HOPE Court utilizes restorative practices and theory in all of its programming.
Our youth have court hearings every 6 weeks. These hearings are held in circle and involve relationship building as well as required legal content. Hearings are youth led, and information is provided by all in an interactive circle process. Additional supportive youth circle services include transitional independent living planning wherein the team enjoys fellowship together and sets up volunteers and timelines to help the youth accomplish their goals. Support circles offer a place to resolve conflict, brainstorm action plans, and allow our youth to be heard. Additional life skills circles offer training in topics like cooking, finance, and coping skills.
Our goal is to create an easily replicable program that will change our adversarial dependency system into a restorative and community building one, doing what the law is really meant to do: bring justice for all.
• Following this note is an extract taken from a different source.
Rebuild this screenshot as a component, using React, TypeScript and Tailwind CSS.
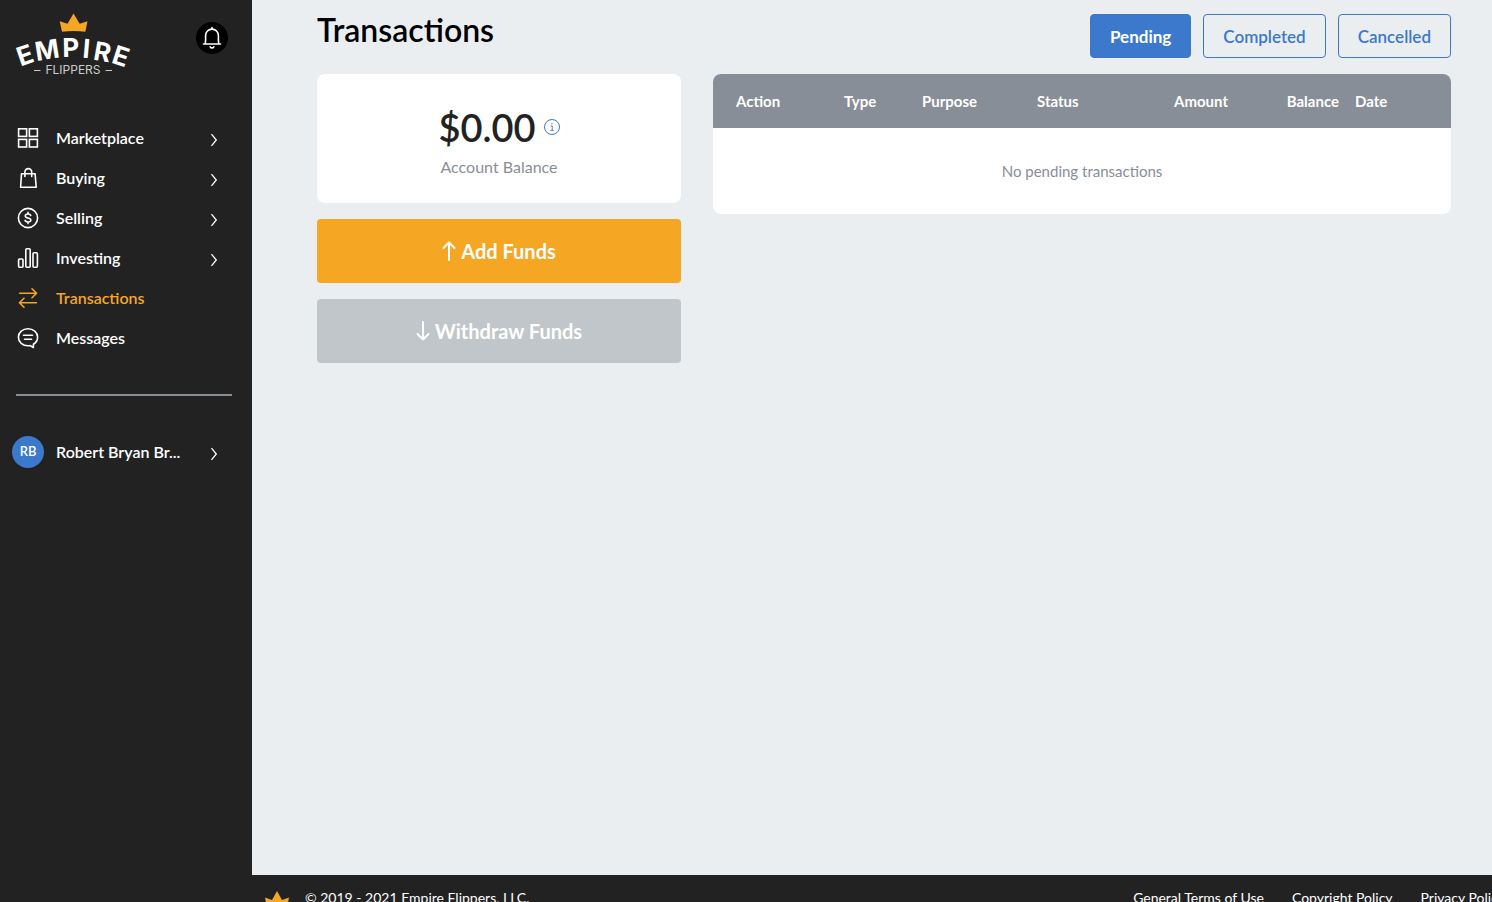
import { useState, type ReactNode } from "react";
import { clsx } from "clsx";

const navItems = [
  { label: "Marketplace", icon: <GridIcon />, expandable: true },
  { label: "Buying", icon: <BagIcon />, expandable: true },
  { label: "Selling", icon: <DollarIcon />, expandable: true },
  { label: "Investing", icon: <BarsIcon />, expandable: true },
  { label: "Transactions", icon: <TransferIcon />, active: true },
  { label: "Messages", icon: <MessageIcon /> },
];

const columns = [
  { label: "Action", className: "w-[123px] pl-[23px] pr-2 text-left" },
  { label: "Type", className: "w-[78px] px-2 text-left" },
  { label: "Purpose", className: "w-[115px] px-2 text-left" },
  { label: "Status", className: "w-[115px] px-2 text-left" },
  { label: "Amount", className: "w-[92px] px-2 text-right" },
  { label: "Balance", className: "w-[111px] px-2 text-right" },
  { label: "Date", className: "px-2 text-left" },
];

const tabs = ["Pending", "Completed", "Cancelled"];

function Icon({ children }: { children: ReactNode }) {
  return (
    <svg
      width="24"
      height="24"
      viewBox="0 0 24 24"
      fill="none"
      stroke="currentColor"
      strokeWidth="1.6"
      strokeLinecap="round"
      strokeLinejoin="round"
      className="shrink-0"
      aria-hidden="true"
    >
      {children}
    </svg>
  );
}

function GridIcon() {
  return (
    <Icon>
      <g strokeLinejoin="miter">
        <rect x="2.6" y="2.8" width="8" height="7.6" />
        <rect x="13.4" y="2.8" width="8" height="7.6" />
        <rect x="2.6" y="13.4" width="8" height="7.6" />
        <rect x="13.4" y="13.4" width="8" height="7.6" />
      </g>
    </Icon>
  );
}

function BagIcon() {
  return (
    <Icon>
      <path d="M5.5 7.8h13.6l1.1 13.4H4.6z" />
      <path d="M8.9 10.4V6a3.4 3.4 0 0 1 6.8 0v4.4" />
    </Icon>
  );
}

function DollarIcon() {
  return (
    <Icon>
      <circle cx="12" cy="12" r="9.6" />
      <path d="M14.7 9.4c-.4-.9-1.4-1.4-2.7-1.4-1.6 0-2.7.7-2.7 1.9 0 2.9 5.5 1.2 5.5 4.1 0 1.2-1.2 2-2.8 2-1.5 0-2.6-.6-3-1.6M12 6.4V8M12 16v1.6" />
    </Icon>
  );
}

function BarsIcon() {
  return (
    <Icon>
      <rect x="2.6" y="13" width="4.4" height="8.2" rx="1" />
      <rect x="9.8" y="2.8" width="4.4" height="18.4" rx="1" />
      <rect x="17" y="6.8" width="4.4" height="14.4" rx="1" />
    </Icon>
  );
}

function TransferIcon() {
  return (
    <Icon>
      <path d="M3.6 7.3h16.8M16 2.8l4.6 4.5-4.6 4.5M20.4 16.8H3.6M8 12.3l-4.6 4.5L8 21.3" />
    </Icon>
  );
}

function MessageIcon() {
  return (
    <Icon>
      <path d="M17.4 18.2C20 16.6 21.6 14 21.6 11.2 21.6 6.4 17.3 2.7 12 2.7S2.4 6.4 2.4 11.2s4.3 8.6 9.6 8.6c.8 0 1.500-.1 2.200-.2l3.200 1.900z" />
      <path d="M7.5 9.3h9M8.5 13.200h7" />
    </Icon>
  );
}

function ChevronIcon() {
  return (
    <svg
      width="8"
      height="14"
      viewBox="0 0 8 14"
      fill="none"
      stroke="currentColor"
      strokeWidth="1.3"
      className="mt-1 shrink-0"
      aria-hidden="true"
    >
      <path d="M1.5 1.200 6.300 7l-4.800 5.800" />
    </svg>
  );
}

function BellIcon() {
  return (
    <Icon>
      <path d="M3.5 18h17M5.200 18c.3-1.600.4-3.300.4-5.300V9.500a6.400 6.400 0 0 1 12.800 0v3.200c0 2 .1 3.700.4 5.300" />
      <path d="M12 3V1.600M10.200 20.800c.4.800 1 1.100 1.800 1.100s1.400-.3 1.800-1.100" />
    </Icon>
  );
}

function ArrowIcon({ down = false }: { down?: boolean }) {
  return (
    <svg
      width="14"
      height="20"
      viewBox="0 0 14 20"
      fill="none"
      stroke="currentColor"
      strokeWidth="2"
      strokeLinecap="round"
      strokeLinejoin="round"
      className={clsx("shrink-0", down && "rotate-180")}
      aria-hidden="true"
    >
      <path d="M7 19V1.500M1.500 7 7 1.500 12.500 7" />
    </svg>
  );
}

function InfoIcon() {
  return (
    <svg
      width="16"
      height="16"
      viewBox="0 0 16 16"
      fill="none"
      stroke="currentColor"
      aria-hidden="true"
    >
      <circle cx="8" cy="8" r="7.500" />
      <path d="M6.600 7h1.600v4.200M6.400 11.400h3.400" strokeWidth="0.900" />
      <circle cx="7.900" cy="4.800" r="0.700" fill="currentColor" stroke="none" />
    </svg>
  );
}

function Logo() {
  return (
    <svg
      width="116"
      height="64"
      viewBox="0 0 116 64"
      role="img"
      aria-label="Empire Flippers"
      className="overflow-visible"
    >
      <path
        d="M43.700 9.200 51.500 11.800 57.500 1.500l6.200 10.300 7.800-2.600-2.200 10.600q-11.800-1.400-23.300 0z"
        fill="#f5a623"
      />
      <text
        x="4.600 20.500 46.500 66 76.500 94.500"
        y="54.500 49 45 45.500 47.500 50.500"
        rotate="-19 -9 -1 5 10 18"
        fontSize="26"
        fontWeight="700"
        fill="#fff"
        className="font-['Inter',sans-serif]"
      >
        EMPIRE
      </text>
      <text
        x="57"
        y="62"
        textAnchor="middle"
        fontSize="12"
        fill="#c9cacc"
        className="font-['Inter',sans-serif]"
      >
        FLIPPERS
      </text>
      <path d="M18 58.500h6.500M89.500 58.500h6.500" stroke="#c9cacc" />
    </svg>
  );
}

function Sidebar() {
  return (
    <aside className="w-[252px] shrink-0 bg-[#222222] text-white">
      <div className="flex items-start justify-between pt-3 pr-6 pl-4">
        <a href="#home">
          <Logo />
        </a>
        <button
          type="button"
          aria-label="Notifications"
          className="mt-2.5 flex size-8 items-center justify-center rounded-full bg-black"
        >
          <BellIcon />
        </button>
      </div>

      <nav className="mt-[42px] pr-[34px] pl-4">
        {navItems.map((item) => (
          <a
            key={item.label}
            href={`#${item.label.toLowerCase()}`}
            className={clsx(
              "flex h-10 items-center gap-4 font-semibold",
              item.active && "text-[#f5a623]",
            )}
          >
            {item.icon}
            <span className="flex-1">{item.label}</span>
            {item.expandable && <ChevronIcon />}
          </a>
        ))}
      </nav>

      <hr className="mt-9 mr-5 ml-4 border-t-2 border-[#888e98]" />

      <button
        type="button"
        className="mt-10 flex w-full items-center gap-3 pr-[34px] pl-3 text-left font-semibold"
      >
        <span className="flex size-8 shrink-0 items-center justify-center rounded-full bg-[#3c78cb] text-[13px] font-semibold">
          RB
        </span>
        <span className="flex-1">Robert Bryan Br...</span>
        <ChevronIcon />
      </button>
    </aside>
  );
}

function BalancePanel() {
  return (
    <section className="flex w-[364px] shrink-0 flex-col gap-4">
      <div className="rounded-lg bg-white pt-7 pb-6 text-center">
        <div className="flex items-center justify-center gap-2">
          <span className="text-[38px] leading-[50px] font-semibold text-[#222222]">
            $0.00
          </span>
          <button
            type="button"
            aria-label="Balance details"
            className="text-[#3c78cb]"
          >
            <InfoIcon />
          </button>
        </div>
        <p className="mt-[3px] text-base text-[#888e98]">Account Balance</p>
      </div>
      <button
        type="button"
        className="flex h-16 items-center justify-center gap-[5px] rounded bg-[#f5a623] text-xl font-bold text-white"
      >
        <ArrowIcon />
        Add Funds
      </button>
      <button
        type="button"
        disabled
        className="flex h-16 items-center justify-center gap-[5px] rounded bg-[#c1c6ca] text-xl font-bold text-white"
      >
        <ArrowIcon down />
        Withdraw Funds
      </button>
    </section>
  );
}

function TransactionsTable({ status }: { status: string }) {
  return (
    <div className="min-w-0 flex-1 self-start overflow-hidden rounded-lg bg-white">
      <table className="w-full table-fixed">
        <thead className="bg-[#888e98] text-white">
          <tr className="h-[54px]">
            {columns.map((column) => (
              <th
                key={column.label}
                scope="col"
                className={clsx("text-[15px] font-bold", column.className)}
              >
                {column.label}
              </th>
            ))}
          </tr>
        </thead>
        <tbody>
          <tr className="h-[86px]">
            <td
              colSpan={columns.length}
              className="text-center text-[15px] text-[#888e98]"
            >
              No {status.toLowerCase()} transactions
            </td>
          </tr>
        </tbody>
      </table>
    </div>
  );
}

function Footer() {
  return (
    <footer className="flex shrink-0 items-start justify-between bg-[#222222] pt-3 pb-8 pl-3 text-sm leading-[22px] text-white">
      <div className="flex gap-[15px]">
        <svg width="26" height="24" viewBox="0 0 26 24" aria-hidden="true">
          <path
            d="M1 10.500 8 13l5-9 5 9 7-2.500L23 21q-10-1.200-20 0z"
            fill="#f5a623"
          />
        </svg>
        <span>© 2019 - 2021 Empire Flippers, LLC.</span>
      </div>
      <div className="-mr-[13px] flex gap-7 whitespace-nowrap">
        <a href="#terms">General Terms of Use</a>
        <a href="#copyright">Copyright Policy</a>
        <a href="#privacy">Privacy Policy</a>
      </div>
    </footer>
  );
}

export default function App() {
  const [tab, setTab] = useState("Pending");

  return (
    <div className="flex h-screen overflow-hidden bg-[#222222] font-['Lato',sans-serif] text-base">
      <Sidebar />
      <div className="flex min-w-0 flex-1 flex-col">
        <main className="min-h-[calc(100vh-27px)] bg-[#eaeef1] pt-3.5 pr-[41px] pl-[65px]">
          <div className="flex items-start justify-between">
            <h1 className="text-[32px] leading-8 font-semibold text-black">
              Transactions
            </h1>
            <div className="flex gap-3">
              {tabs.map((name) => (
                <button
                  key={name}
                  type="button"
                  aria-pressed={tab === name}
                  onClick={() => setTab(name)}
                  className={clsx(
                    "h-11 rounded border border-[#3c78cb] px-[19px] pt-0.5 text-[17px]",
                    tab === name
                      ? "bg-[#3c78cb] font-bold text-white"
                      : "font-semibold text-[#3c78cb]",
                  )}
                >
                  {name}
                </button>
              ))}
            </div>
          </div>
          <div className="mt-4 flex gap-8">
            <BalancePanel />
            <TransactionsTable status={tab} />
          </div>
        </main>
        <Footer />
      </div>
    </div>
  );
}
“In matters of truth and justice, there is no difference between large and small problems, for the issues concerning the treatment of people are all the same.”
Albert Einstein
Restorative Foundations
The term restorative practices was born from an important movement in the criminal justice field called restorative justice. HOPE Court utilizes the theories of restorative practices as building blocks for program creation. Emotionally safe space is built by teams of child welfare professionals who come together in community with a singular mission, improving the lives of our youth and encouraging their adulthood self-sufficiency.
Program building blocks include:
- training and coaching in restorative practices and empathic communication, specifically nonviolent communication
- utilization of circles for court hearings and all supportive services
- restorative conferencing to repair major harms.
Bring Justice for All
HOPE Court redefines traditional measures of success and looks to qualitative system changing advancements. HOPE measures success as improvement in our teens’ social and emotional health, increased feelings of hopefulness and connectedness, and perceived levels of support. HOPE places great value and gratitude upon and within the adult child welfare professionals who create the relationships, the community, and the emotionally safe space from which our teens can begin to heal and grow.
The innovative HOPE program is inclusive of a research study and will provide evidence based recommendations in best practices for expansive program development, inclusive of development, training, and program design. Research and development for the program began in 2018.